Of course you have to play Colorado State — which is ranked seemingly every year — but there’s the crowd noise and the Rams feed off of that energy. Now imagine being a young team facing those conditions.

It’s a recipe for a bad day.

The Rams swept Fresno State comfortably 25-15, 25-7, 25-17 for their 13th straight victory, the sixth longest stretch in program history, and it started early and up front for CSU (18-1, 6-0 Mountain West).

“Fresno State is very young, their head coach isn’t traveling, and so they’re kind of out of sorts. They hit a lot of unforced errors, but a lot of it is we blocked exceptionally well,” CSU coach Tom Hilbert said. “We didn’t just block, we stuffed balls and that intimidates people and causes them to do things they don’t want to do.”

The Rams were bullies at the net tallying 11.5 blocks with eight different players picking up at least one assisted block in the match. Senior Kelsey Snider recorded seven assisted blocks to go along with seven kills on 13 attempts (.538).

Eventually the domination at the net seeped its way into the Bulldogs’ heads, who needed a late rally in the third set to avoid hitting in the negative, climbing back to an even 25 kills and 25 errors.
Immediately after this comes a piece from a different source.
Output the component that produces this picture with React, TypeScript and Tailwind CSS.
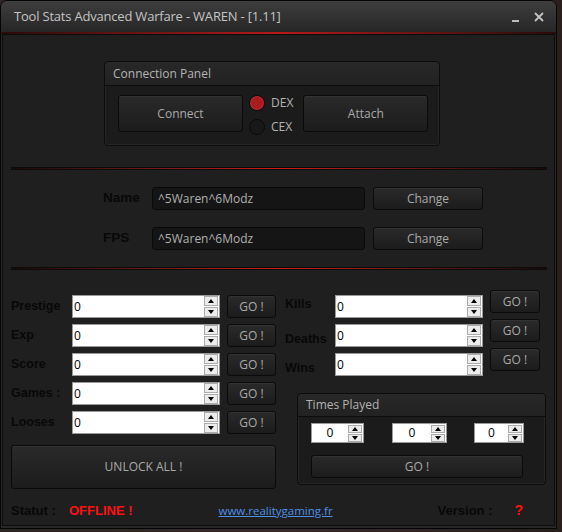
import React from "react";

const ui = { fontFamily: '"Open Sans", "Noto Sans", sans-serif' };
const bold = { fontFamily: '"Liberation Sans", Arial, sans-serif' };

const btn =
  "flex items-center justify-center rounded-[3px] border border-[#0a0a0a] bg-gradient-to-b from-[#2a2a2a] to-[#1c1c1c] text-[#a9a9a9] shadow-[inset_0_1px_0_#333333]";

function RedLine({ className = "" }: { className?: string }) {
  return (
    <div className={"h-[3px] bg-[#0b0b0b] flex items-center " + className}>
      <div className="h-[1px] w-full bg-gradient-to-r from-[#1a0a0a] via-[#d01c1c] to-[#1a0a0a]" />
    </div>
  );
}

function Spin({ small = false }: { small?: boolean }) {
  const h = small ? "h-[8px]" : "h-[10px]";
  return (
    <div className="flex flex-col gap-[1px] mr-[1px]">
      <div className={`${h} w-[14px] bg-[#ececec] border border-[#acacac] flex items-center justify-center`}>
        <div className="w-0 h-0 border-l-[3.5px] border-r-[3.5px] border-b-[4px] border-l-transparent border-r-transparent border-b-black" />
      </div>
      <div className={`${h} w-[14px] bg-[#ececec] border border-[#acacac] flex items-center justify-center`}>
        <div className="w-0 h-0 border-l-[3.5px] border-r-[3.5px] border-t-[4px] border-l-transparent border-r-transparent border-t-black" />
      </div>
    </div>
  );
}

function NumBox({ className = "" }: { className?: string }) {
  return (
    <div
      className={
        "h-[23px] w-[148px] bg-white border border-[#9a9a9a] flex items-center justify-between pl-[1px] " +
        className
      }
    >
      <span className="text-[12px] text-black leading-none" style={ui}>
        0
      </span>
      <Spin />
    </div>
  );
}

function SmallNum({ w }: { w: string }) {
  return (
    <div className={w + " h-[20px] bg-white border border-[#9a9a9a] flex items-center"}>
      <span className="flex-1 text-center text-[12px] text-black leading-none" style={ui}>
        0
      </span>
      <Spin small />
    </div>
  );
}

function Label({ children, className = "" }: { children: React.ReactNode; className?: string }) {
  return (
    <span className={"text-[12.5px] leading-[15px] font-bold text-[#080808] " + className} style={bold}>
      {children}
    </span>
  );
}

const leftRows = ["Prestige", "Exp", "Score", "Games :", "Looses"];
const rightRows = [
  { label: "Kills", lm: "mt-[7px]" },
  { label: "Deaths", lm: "mt-[13px]" },
  { label: "Wins", lm: "mt-[13px]" },
];

export default function App() {
  return (
    <div className="w-[562px] h-[532px] bg-gradient-to-r from-[#2e2422] via-[#3a2c28] to-[#2a1f1c] overflow-hidden" style={ui}>
      <div className="w-[557px] h-[529px] rounded-t-[7px] border border-[#050505] bg-[#272727] flex flex-col">
        {/* Title bar */}
        <div className="h-[31px] flex items-center pl-[13px] pr-[12px] rounded-t-[6px] bg-gradient-to-b from-[#3e3e3e] to-[#262626]">
          <span className="text-[13px] text-[#c4c4c4] tracking-[-0.2px]">Tool Stats Advanced Warfare - WAREN - [1.11]</span>
          <div className="ml-auto flex items-center gap-[15px] text-[#bdbdbd]">
            <div className="w-[7px] h-[2px] bg-[#bdbdbd] mt-[8px]" />
            <svg width="10" height="10" viewBox="0 0 10 10">
              <path d="M1 1L9 9M9 1L1 9" stroke="#c4c4c4" strokeWidth="1.8" />
            </svg>
          </div>
        </div>
        <div className="h-[2px] bg-gradient-to-r from-[#2a0a0a] via-[#b81818] to-[#2a0a0a]" />

        {/* Content */}
        <div className="flex-1 mx-[1px] mb-[2px] border border-[#0c0c0c] bg-[#1f1f1f] flex flex-col">
          {/* Connection Panel */}
          <div className="ml-[101px] mt-[26px] w-[336px] h-[85px] rounded-[4px] border border-[#0c0c0c] bg-[#1b1b1b] flex flex-col shadow-[inset_0_0_0_1px_#262626]">
            <div className="h-[24px] flex items-center pl-[8px] border-b border-[#0c0c0c] bg-gradient-to-b from-[#282828] to-[#222222] rounded-t-[4px]">
              <span className="text-[12px] text-[#b3b3b3]">Connection Panel</span>
            </div>
            <div className="flex items-start pl-[13px] pt-[9px]">
              <button className={btn + " w-[125px] h-[37px] text-[12px]"}>Connect</button>
              <div className="ml-[6px] flex flex-col gap-[6px] mt-[-1px]">
                <div className="flex items-center gap-[6px]">
                  <div className="w-[16px] h-[16px] rounded-full bg-[#a81b1f] border border-[#0a0a0a] shadow-[inset_0_0_0_1px_#c52a2e]" />
                  <span className="text-[12px] text-[#b3b3b3]">DEX</span>
                </div>
                <div className="flex items-center gap-[6px]">
                  <div className="w-[16px] h-[16px] rounded-full bg-[#181818] border border-[#0a0a0a]" />
                  <span className="text-[12px] text-[#b3b3b3]">CEX</span>
                </div>
              </div>
              <button className={btn + " ml-[10px] w-[125px] h-[37px] text-[12px]"}>Attach</button>
            </div>
          </div>

          <RedLine className="ml-[8px] mt-[21px] w-[536px]" />

          {/* Name / FPS */}
          <div className="mt-[17px] flex flex-col gap-[17px]">
            {["Name", "FPS"].map((l) => (
              <div key={l} className="flex items-center ml-[100px]">
                <span className="w-[49px] text-[13.5px] font-bold text-[#080808]" style={bold}>
                  {l}
                </span>
                <div className="w-[213px] h-[23px] rounded-[3px] border border-[#0a0a0a] bg-[#151515] flex items-center pl-[5px]">
                  <span className="text-[12px] text-[#b0b0b0]">^5Waren^6Modz</span>
                </div>
                <button className={btn + " ml-[8px] w-[110px] h-[23px] text-[12px]"}>Change</button>
              </div>
            ))}
          </div>

          <RedLine className="ml-[8px] mt-[17px] w-[536px]" />

          {/* Stats */}
          <div className="mt-[20px] flex pl-[8px]">
            <div className="w-[265px] flex flex-col">
              <div className="mt-[5px] flex flex-col gap-[6px]">
                {leftRows.map((l) => (
                  <div key={l} className="flex items-center">
                    <Label className="w-[61px]">{l}</Label>
                    <NumBox />
                    <button className={btn + " ml-[7px] w-[49px] h-[23px] text-[12px]"}>GO !</button>
                  </div>
                ))}
              </div>
              <button className={btn + " mt-[11px] w-[265px] h-[44px] text-[12px]"}>UNLOCK ALL !</button>
            </div>

            <div className="ml-[9px] w-[262px] flex flex-col">
              <div className="flex flex-col">
                {rightRows.map((r) => (
                  <div key={r.label} className="h-[29px] flex items-start">
                    <Label className={"w-[50px] " + r.lm}>{r.label}</Label>
                    <NumBox className="mt-[5px]" />
                    <button className={btn + " ml-[7px] w-[50px] h-[23px] text-[12px]"}>GO !</button>
                  </div>
                ))}
              </div>
              <div className="ml-[12px] mt-[16px] w-[249px] h-[92px] rounded-[4px] border border-[#0c0c0c] bg-[#1b1b1b] flex flex-col shadow-[inset_0_0_0_1px_#262626]">
                <div className="h-[23px] flex items-center pl-[8px] border-b border-[#0c0c0c] bg-gradient-to-b from-[#282828] to-[#222222] rounded-t-[4px]">
                  <span className="text-[12px] text-[#b3b3b3]">Times Played</span>
                </div>
                <div className="flex items-center pl-[13px] pt-[6px]">
                  <SmallNum w="w-[53px]" />
                  <div className="w-[28px]" />
                  <SmallNum w="w-[55px]" />
                  <div className="w-[27px]" />
                  <SmallNum w="w-[50px]" />
                </div>
                <button className={btn + " ml-[13px] mt-[12px] w-[212px] h-[23px] text-[12px]"}>GO !</button>
              </div>
            </div>
          </div>

          {/* Footer */}
          <div className="flex-1 flex items-center pl-[8px] pt-[7px]">
            <Label className="w-[58px] text-[13px]">Statut :</Label>
            <span className="text-[13px] font-bold text-[#ff1010]" style={bold}>
              OFFLINE !
            </span>
            <span className="ml-[86px] text-[11.5px] text-[#4d90e6] underline">www.realitygaming.fr</span>
            <Label className="ml-[105px] w-[77px] text-[13px]">Version :</Label>
            <span className="text-[14px] font-bold text-[#ff1010]" style={bold}>
              ?
            </span>
          </div>
        </div>
      </div>
    </div>
  );
}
Fresno hit -.125 in set 1 and -.148 in the second.

CSU hauled in plenty of free points and the players weren’t complaining.

“It makes it easy,” outside hitter Dri Culbert said with laugh.
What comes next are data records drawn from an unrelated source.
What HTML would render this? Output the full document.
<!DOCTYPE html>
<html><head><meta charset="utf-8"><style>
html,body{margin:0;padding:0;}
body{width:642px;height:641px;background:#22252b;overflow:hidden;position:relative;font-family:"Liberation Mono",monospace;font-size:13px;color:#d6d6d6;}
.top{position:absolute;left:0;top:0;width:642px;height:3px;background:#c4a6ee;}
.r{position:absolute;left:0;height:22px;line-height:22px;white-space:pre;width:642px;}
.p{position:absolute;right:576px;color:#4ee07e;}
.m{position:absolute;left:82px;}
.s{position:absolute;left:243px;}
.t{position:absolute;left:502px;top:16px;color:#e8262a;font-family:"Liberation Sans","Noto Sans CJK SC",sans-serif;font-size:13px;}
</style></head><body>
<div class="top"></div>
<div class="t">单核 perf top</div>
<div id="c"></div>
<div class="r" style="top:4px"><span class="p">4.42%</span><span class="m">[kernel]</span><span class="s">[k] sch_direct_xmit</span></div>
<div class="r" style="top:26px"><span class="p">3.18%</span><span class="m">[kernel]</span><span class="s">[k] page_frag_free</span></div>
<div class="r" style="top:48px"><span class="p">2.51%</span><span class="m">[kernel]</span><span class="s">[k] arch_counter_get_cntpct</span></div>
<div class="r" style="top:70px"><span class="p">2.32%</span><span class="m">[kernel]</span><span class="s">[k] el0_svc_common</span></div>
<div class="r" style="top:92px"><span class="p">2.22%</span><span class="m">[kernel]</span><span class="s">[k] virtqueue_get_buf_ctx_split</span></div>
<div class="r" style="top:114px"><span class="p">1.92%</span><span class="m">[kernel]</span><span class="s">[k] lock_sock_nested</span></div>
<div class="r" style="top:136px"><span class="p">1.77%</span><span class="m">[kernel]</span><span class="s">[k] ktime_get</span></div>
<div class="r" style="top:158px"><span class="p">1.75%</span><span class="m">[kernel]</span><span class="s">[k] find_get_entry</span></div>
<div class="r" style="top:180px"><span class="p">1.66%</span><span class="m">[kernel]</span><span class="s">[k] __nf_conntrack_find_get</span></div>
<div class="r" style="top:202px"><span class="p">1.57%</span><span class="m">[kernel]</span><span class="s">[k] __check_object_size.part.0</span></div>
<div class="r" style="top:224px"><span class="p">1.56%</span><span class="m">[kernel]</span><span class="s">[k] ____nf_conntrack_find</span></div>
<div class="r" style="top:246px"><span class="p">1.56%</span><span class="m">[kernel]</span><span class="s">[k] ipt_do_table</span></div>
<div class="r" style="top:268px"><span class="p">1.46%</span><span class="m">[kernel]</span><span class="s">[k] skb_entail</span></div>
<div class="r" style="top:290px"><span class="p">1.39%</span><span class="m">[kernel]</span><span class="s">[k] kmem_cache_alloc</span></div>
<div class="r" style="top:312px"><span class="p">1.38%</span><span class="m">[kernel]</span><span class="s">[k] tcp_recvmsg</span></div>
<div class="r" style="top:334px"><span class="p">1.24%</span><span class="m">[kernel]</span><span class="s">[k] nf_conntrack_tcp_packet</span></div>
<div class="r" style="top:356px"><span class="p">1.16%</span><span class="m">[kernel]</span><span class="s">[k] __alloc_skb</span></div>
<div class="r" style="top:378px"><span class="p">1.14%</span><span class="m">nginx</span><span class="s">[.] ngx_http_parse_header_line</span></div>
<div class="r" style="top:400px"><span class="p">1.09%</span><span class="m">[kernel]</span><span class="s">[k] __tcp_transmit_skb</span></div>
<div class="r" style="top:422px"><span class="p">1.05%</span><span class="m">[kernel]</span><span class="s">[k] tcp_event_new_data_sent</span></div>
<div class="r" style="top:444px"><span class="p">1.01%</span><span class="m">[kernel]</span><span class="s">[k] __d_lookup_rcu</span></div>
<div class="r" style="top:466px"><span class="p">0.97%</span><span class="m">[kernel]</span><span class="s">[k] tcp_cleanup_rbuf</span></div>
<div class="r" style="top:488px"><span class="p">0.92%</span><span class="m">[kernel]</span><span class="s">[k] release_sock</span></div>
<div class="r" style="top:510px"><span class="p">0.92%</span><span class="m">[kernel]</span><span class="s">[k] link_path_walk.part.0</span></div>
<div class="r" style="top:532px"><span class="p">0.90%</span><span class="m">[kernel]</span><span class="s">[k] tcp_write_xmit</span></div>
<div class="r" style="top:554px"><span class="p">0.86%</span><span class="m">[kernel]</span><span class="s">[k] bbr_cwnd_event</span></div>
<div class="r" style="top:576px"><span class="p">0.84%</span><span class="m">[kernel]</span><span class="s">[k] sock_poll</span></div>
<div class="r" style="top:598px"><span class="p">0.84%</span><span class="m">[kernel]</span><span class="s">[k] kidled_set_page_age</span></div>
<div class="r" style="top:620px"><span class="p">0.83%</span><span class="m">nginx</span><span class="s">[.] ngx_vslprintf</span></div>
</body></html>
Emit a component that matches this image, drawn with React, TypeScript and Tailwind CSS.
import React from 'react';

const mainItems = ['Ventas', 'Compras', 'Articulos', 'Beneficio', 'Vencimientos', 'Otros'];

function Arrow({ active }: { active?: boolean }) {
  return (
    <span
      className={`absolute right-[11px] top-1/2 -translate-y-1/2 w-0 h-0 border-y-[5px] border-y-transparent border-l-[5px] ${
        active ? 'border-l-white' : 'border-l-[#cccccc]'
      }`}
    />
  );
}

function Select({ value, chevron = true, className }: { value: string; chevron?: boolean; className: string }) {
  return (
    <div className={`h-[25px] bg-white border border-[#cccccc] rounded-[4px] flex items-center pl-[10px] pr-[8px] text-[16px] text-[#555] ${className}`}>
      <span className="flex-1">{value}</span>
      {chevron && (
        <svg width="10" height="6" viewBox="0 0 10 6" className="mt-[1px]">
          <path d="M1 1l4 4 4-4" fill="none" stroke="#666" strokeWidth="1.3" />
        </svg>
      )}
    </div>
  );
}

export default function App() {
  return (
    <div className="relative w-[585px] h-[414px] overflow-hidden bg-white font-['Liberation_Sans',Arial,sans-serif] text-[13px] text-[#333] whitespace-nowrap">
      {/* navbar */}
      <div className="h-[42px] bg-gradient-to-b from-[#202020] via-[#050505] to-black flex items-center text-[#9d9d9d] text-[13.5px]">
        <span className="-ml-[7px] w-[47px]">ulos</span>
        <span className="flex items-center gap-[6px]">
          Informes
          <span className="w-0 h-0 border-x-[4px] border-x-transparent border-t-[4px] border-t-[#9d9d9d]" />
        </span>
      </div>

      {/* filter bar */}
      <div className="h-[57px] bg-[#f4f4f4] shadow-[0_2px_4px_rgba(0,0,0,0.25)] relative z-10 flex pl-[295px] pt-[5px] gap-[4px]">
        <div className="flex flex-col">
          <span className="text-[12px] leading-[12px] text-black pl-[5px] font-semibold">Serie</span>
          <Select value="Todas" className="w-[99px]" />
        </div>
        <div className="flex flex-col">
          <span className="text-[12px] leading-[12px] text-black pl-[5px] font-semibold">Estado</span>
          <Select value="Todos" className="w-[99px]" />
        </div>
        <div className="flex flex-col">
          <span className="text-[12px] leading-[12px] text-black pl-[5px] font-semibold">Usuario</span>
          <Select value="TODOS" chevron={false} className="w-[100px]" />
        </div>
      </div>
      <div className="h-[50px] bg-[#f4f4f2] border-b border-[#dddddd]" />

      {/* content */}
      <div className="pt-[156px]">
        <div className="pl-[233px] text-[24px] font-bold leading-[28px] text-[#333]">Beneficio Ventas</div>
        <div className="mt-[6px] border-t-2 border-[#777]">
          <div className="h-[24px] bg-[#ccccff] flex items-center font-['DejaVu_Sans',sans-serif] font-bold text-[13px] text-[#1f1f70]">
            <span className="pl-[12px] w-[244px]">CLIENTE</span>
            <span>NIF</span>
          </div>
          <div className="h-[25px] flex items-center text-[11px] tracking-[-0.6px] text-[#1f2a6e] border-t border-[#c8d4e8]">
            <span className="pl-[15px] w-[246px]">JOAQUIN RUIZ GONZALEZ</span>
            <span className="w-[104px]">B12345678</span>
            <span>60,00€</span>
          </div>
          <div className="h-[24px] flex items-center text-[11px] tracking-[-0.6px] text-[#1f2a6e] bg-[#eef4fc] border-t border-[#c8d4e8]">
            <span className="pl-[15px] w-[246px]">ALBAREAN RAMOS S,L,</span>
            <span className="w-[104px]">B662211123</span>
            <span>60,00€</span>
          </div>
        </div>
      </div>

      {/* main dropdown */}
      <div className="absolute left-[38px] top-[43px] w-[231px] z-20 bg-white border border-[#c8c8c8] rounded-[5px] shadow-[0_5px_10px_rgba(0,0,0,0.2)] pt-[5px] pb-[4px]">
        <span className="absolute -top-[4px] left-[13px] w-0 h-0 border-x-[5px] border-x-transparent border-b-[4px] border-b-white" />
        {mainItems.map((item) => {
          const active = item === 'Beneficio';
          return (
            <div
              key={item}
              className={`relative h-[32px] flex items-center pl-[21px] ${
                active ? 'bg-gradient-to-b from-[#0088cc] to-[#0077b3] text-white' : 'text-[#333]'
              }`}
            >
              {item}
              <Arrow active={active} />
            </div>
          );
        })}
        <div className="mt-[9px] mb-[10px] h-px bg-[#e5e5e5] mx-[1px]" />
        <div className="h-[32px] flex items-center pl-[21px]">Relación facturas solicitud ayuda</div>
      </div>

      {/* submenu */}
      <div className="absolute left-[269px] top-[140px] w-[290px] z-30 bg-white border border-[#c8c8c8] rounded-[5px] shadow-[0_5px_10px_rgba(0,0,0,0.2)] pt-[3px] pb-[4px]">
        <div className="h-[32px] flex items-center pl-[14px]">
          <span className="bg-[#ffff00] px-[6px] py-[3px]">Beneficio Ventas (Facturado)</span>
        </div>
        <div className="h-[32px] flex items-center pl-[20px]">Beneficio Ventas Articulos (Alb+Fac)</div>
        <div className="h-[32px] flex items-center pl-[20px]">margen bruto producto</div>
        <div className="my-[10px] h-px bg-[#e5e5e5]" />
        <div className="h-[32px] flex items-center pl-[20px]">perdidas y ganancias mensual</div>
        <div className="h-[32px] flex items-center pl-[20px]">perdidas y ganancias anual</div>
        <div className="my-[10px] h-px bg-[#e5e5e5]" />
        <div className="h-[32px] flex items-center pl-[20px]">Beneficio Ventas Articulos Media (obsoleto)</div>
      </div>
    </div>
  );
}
Fresno’s .000 hitting percentage is the lowest the Rams held an opponent to since October 2012.

It became obviously early on that Fresno State wasn’t ready for the level of competition the Rams brought, and like any good predator, they pounced on the Bulldogs’ shaky play.

Culbert scored a team-best 10 kills (.625) and seven Rams registered multiple kills, five of them hitting .300 or better.

“Even though they are a really young team, everyone can play their best at any point and so I think we went in just knowing what we could do on our side and run our offense the way we run it,” Culbert said. “That was a key part of it I think, focusing on our side of the court more than theirs.”

Hilbert noted how much Saturday’s match differed than his team’s last time out against Wyoming, where CSU needed 20 kills just to win the third set alone. He’s fine with the other team handing out points, but there’s more to gain in the long run in close matches.

“I don’t want to say this is not valuable, it always is, but every match takes on a different character,” he said. “And this one was about us trying to play cleanly and not make a lot of mistakes.”

Mission accomplished. The Rams only had five errors in 77 total attacks to hit .429 as a team.

However, every team in the MW is gunning for CSU and Oct. 16 at New Mexico (7 p.m.) — with one of the league’s best in senior Chantale Riddle — will give Hilbert exactly the challenge he’s looking for.

“This has been kind of tradition; we have a big target on our backs in conference,” libero Jaime Colaizzi said. “I think that we take pride in that and it kind of fuels our fire.”